In the meantime, I would very much appreciate it if Christopher could supply me with a reference to the particular section and page numbers in the Lease Agreement that pertain to division of proceeds on sale of Queen City Square.  If my other source is wrong in regard to equity participation, that would also end our conversation and I could feel comfortable in my understanding of the relationship of the city to this project, but I would like somebody to say it out loud. 
 
Thank-you for your help,
Kathy Holwadel

Fellow Citizens, we’re not crazy and we’re not stupid.  There’s always something we can do to disrupt the patterns of secrecy that create an unhealthy balance of power, especially now that we can network through social media.  When you get that yucky feeling in the pit of your stomach about what’s going on, dig in your heals and refuse to go away.   Because that’s what they count on.   Not because our public officials and administrators are bad people.  They’re just like the rest of us, always slightly over-whelmed and trying their best to do some very complicated jobs – so, of course, it would be easier for them if we Citizens would trust their judgement and not worry our pretty little heads about these complicated political issues.  

Ask questions.  Get angry.  Pick up a pen.  Talk to each other.  We are powerful, Citizens, and nobody is more important.

Now I'm Pi$$ed

Five months ago I decided to learn about how real estate development decisions are made in the City of Cincinnati.   And the first thing I noticed was that nobody wanted to talk about it.

People I’ve known and adored for years in the private sector, people who used to invite me for beers, now cross to the other side of the street when they see me coming.  If they answer my emails at all it’s short and to point.  And those are the folks that acknowledge my requests.  I’ve worked on several big civic projects since I retired from the financial services industry almost fifteen years-ago and I’ve never gotten the no-answer/answer like I have on this one. 

But city employees have to answer all inquiries.  Not always the first time you call.  Maybe not even after the third email.  But if requests are made for documents on specific topics referencing the Ohio Public Records Act, it initiates a formal preceding through the legal department that has to be documented and eventually folks comply.  

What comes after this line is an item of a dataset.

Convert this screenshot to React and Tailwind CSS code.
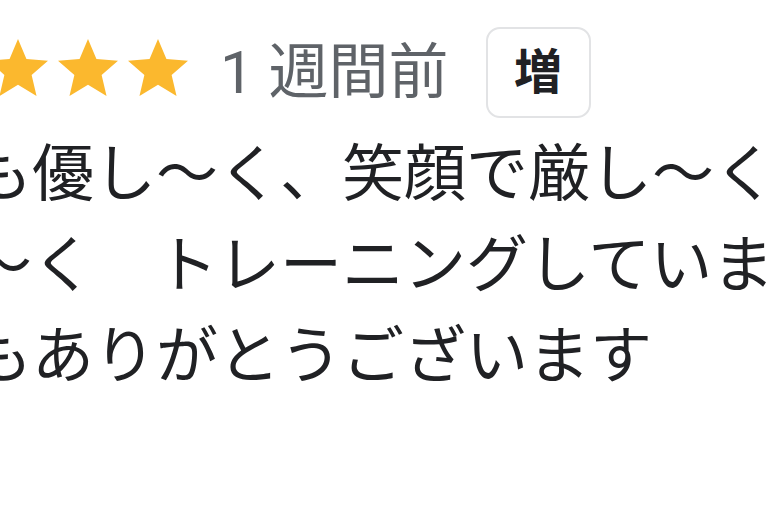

This month I tackled the Queen City Square project on 4th St., the tallest building in town, AKA Great American Tower.  I wanted to know why the Port Authority, a “quasi”- (still haven’t figured out what that “quasi” means) public agency owns it.  Since when has city government started speculating in real estate?   Western & Southern Life insurance owned the parking garage on the lot and had talked about building for years.  What did they get out of the development deal and why didn’t they want to own this building themselves if it’s such a great investment?   Apparently nobody is super-excited about long-term ownership of the thing because even though the Tiara Building was just finished in 2012, it’s already on the market to be sold.  

I’m proud of the progress I’ve made on my real-estate development education.  This Spring I had no idea what Tax Increment Financing was all about, or triple-net leases or air rights.  It was a foreign language.  But little by little, contract by contract, in spite of a total, absolute and complete lack of transparency designed to make sure the electorate will never understand what’s going on with their tax dollars, I can now hold my own in a conversation on the topic with almost anybody in town.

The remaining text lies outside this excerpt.